We traversed the Lake of Venus on pole-boats, looking like nothing so much as the depression-era visitors sitting in identical boats on that same lake some eighty years ago. I saw a picture of exactly that. And that was another remarkable thing about the caverns - save for where man has damaged them or added to them, they are as they have been for thousands, even millions of years.

That also means that there's no huge hurry to return, of course - they're not going to look any different in another hundred years than they do today - but my back-of-the-napkin calculations came up with a conservative figure of $25,000 in tour tickets alone on the day we were there, so assuming that that's a typical Saturday and adding in revenue from all other sources, I suspect that the Caverns are doing all right in spite of any lack of return visitors.

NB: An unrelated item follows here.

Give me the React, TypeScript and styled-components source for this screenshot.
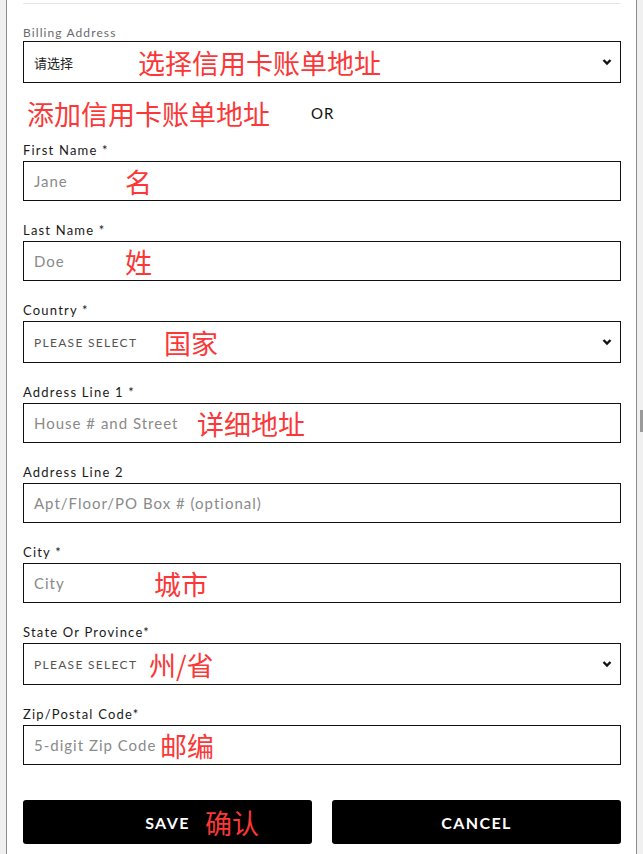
import React from 'react'
import styled, { createGlobalStyle } from 'styled-components'

const GlobalStyle = createGlobalStyle`
  html, body {
    margin: 0;
    padding: 0;
    background: #f0f0f0;
  }
  body {
    font-family: Lato, "Noto Sans", "Noto Sans CJK SC", sans-serif;
  }
`

type FieldType = {
    label: string
    placeholder: string
    note?: string
    noteX?: number
    select?: boolean
    first?: boolean
}

const fields: FieldType[] = [
    { label: 'First Name *', placeholder: 'Jane', note: '名', noteX: 101, first: true },
    { label: 'Last Name *', placeholder: 'Doe', note: '姓', noteX: 101 },
    { label: 'Country *', placeholder: 'PLEASE SELECT', note: '国家', noteX: 140, select: true },
    { label: 'Address Line 1 *', placeholder: 'House # and Street', note: '详细地址', noteX: 173 },
    { label: 'Address Line 2', placeholder: 'Apt/Floor/PO Box # (optional)' },
    { label: 'City *', placeholder: 'City', note: '城市', noteX: 130 },
    { label: 'State Or Province*', placeholder: 'PLEASE SELECT', note: '州/省', noteX: 125, select: true },
    { label: 'Zip/Postal Code*', placeholder: '5-digit Zip Code', note: '邮编', noteX: 136 },
]

function Chevron() {
    return (
        <ChevronIcon width="10" height="8" viewBox="0 0 10 8">
            <path d="M1.5 2 L5 5.5 L8.5 2" fill="none" stroke="#111" strokeWidth="2.4" />
        </ChevronIcon>
    )
}

function Field(props: FieldType) {
    return (
        <FieldStyle $first={props.first}>
            <Label>{props.label}</Label>
            <Box $select={props.select}>
                <Placeholder $select={props.select}>{props.placeholder}</Placeholder>
                {props.note && <Note style={{ left: props.noteX }}>{props.note}</Note>}
                {props.select && <Chevron />}
            </Box>
        </FieldStyle>
    )
}

export default function App() {
    return (
        <>
            <GlobalStyle />
            <Panel>
                <TopLine />
                <BillingLabel>Billing Address</BillingLabel>
                <Box $select>
                    <Chosen>请选择</Chosen>
                    <Note style={{ left: 114 }}>选择信用卡账单地址</Note>
                    <Chevron />
                </Box>
                <OrRow>
                    <AddNote>添加信用卡账单地址</AddNote>
                    <Or>OR</Or>
                </OrRow>
                {fields.map(f => <Field key={f.label} {...f} />)}
                <Buttons>
                    <Button>
                        SAVE
                        <Note style={{ left: 182 }}>确认</Note>
                    </Button>
                    <Button>CANCEL</Button>
                </Buttons>
            </Panel>
            <Thumb />
        </>
    )
}

const Panel = styled.div`
  margin-left: 6px;
  width: 631px;
  min-height: 854px;
  box-sizing: border-box;
  background: #fff;
  border-left: 1px solid #8c8c8c;
  border-right: 1px solid #8c8c8c;
  padding: 3px 15px 0 16px;
`
const TopLine = styled.div`
  height: 1px;
  background: #e6e6e6;
`
const BillingLabel = styled.div`
  margin-top: 21px;
  height: 16px;
  line-height: 16px;
  font-size: 12px;
  color: #6a6a6a;
  letter-spacing: 1.1px;
`
const Box = styled.div<{ $select?: boolean }>`
  position: relative;
  height: ${p => (p.$select ? 42 : 40)}px;
  box-sizing: border-box;
  border: 1.5px solid #111;
  display: flex;
  align-items: center;
  padding: 0 10px;
`
const Chosen = styled.span`
  font-size: 13px;
  color: #222;
  font-family: "Noto Sans CJK SC", sans-serif;
`
const Placeholder = styled.span<{ $select?: boolean }>`
  font-size: ${p => (p.$select ? 12 : 15)}px;
  color: ${p => (p.$select ? '#555' : '#8a8a8a')};
  letter-spacing: ${p => (p.$select ? 1.3 : 1)}px;
  white-space: nowrap;
`
const Note = styled.span`
  position: absolute;
  top: 50%;
  transform: translateY(-50%);
  font-family: "Noto Sans CJK SC", sans-serif;
  font-size: 27px;
  line-height: 1;
  color: #fb3737;
  white-space: nowrap;
  letter-spacing: 0;
  font-weight: 400;
`
const ChevronIcon = styled.svg`
  margin-left: auto;
  margin-right: -2px;
`
const OrRow = styled.div`
  margin-top: 12px;
  height: 36px;
  display: flex;
  align-items: center;
`
const AddNote = styled.span`
  margin-left: 4px;
  font-family: "Noto Sans CJK SC", sans-serif;
  font-size: 27px;
  line-height: 1;
  color: #fb3737;
`
const Or = styled.span`
  margin-left: 41px;
  font-size: 15px;
  color: #111;
  letter-spacing: 1px;
`
const FieldStyle = styled.div<{ $first?: boolean }>`
  margin-top: ${p => (p.$first ? 11 : 21)}px;
`
const Label = styled.div`
  height: 16px;
  line-height: 16px;
  margin-bottom: 3px;
  font-size: 13px;
  color: #1a1a1a;
  letter-spacing: 1.2px;
`
const Buttons = styled.div`
  margin-top: 35px;
  display: grid;
  grid-template-columns: 1fr 1fr;
  gap: 20px;
`
const Button = styled.button`
  position: relative;
  height: 44px;
  border: none;
  border-radius: 3px;
  background: #000;
  color: #fff;
  font-family: Lato, sans-serif;
  font-weight: 700;
  font-size: 16px;
  letter-spacing: 1.4px;
  cursor: pointer;
`
const Thumb = styled.div`
  position: absolute;
  left: 640px;
  top: 410px;
  width: 3px;
  height: 22px;
  background: #9a9a9a;
`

The ride home was uneventful, excepting that we didn't actually GO home. Instead, we stayed at an Embassy Suites across town. Why? Well, the kids like to stay at hotels - it's like a big sleepover for them, plus there's a pool and it's just someplace new. Moreover, I have a boatload of Hilton points getting ready to expire in a month, and I needed to stay at a Hilton hotel to keep them, so we did. The stay was unimpressive, but the kids had a good time anyway. On Sunday, we played some miniature golf at a favorite course, got some ice cream at Pete's Polar Parlor, and then came home where I promptly took a nap. Farewell, summer family vacation 2010! I'll remember you (mostly) fondly!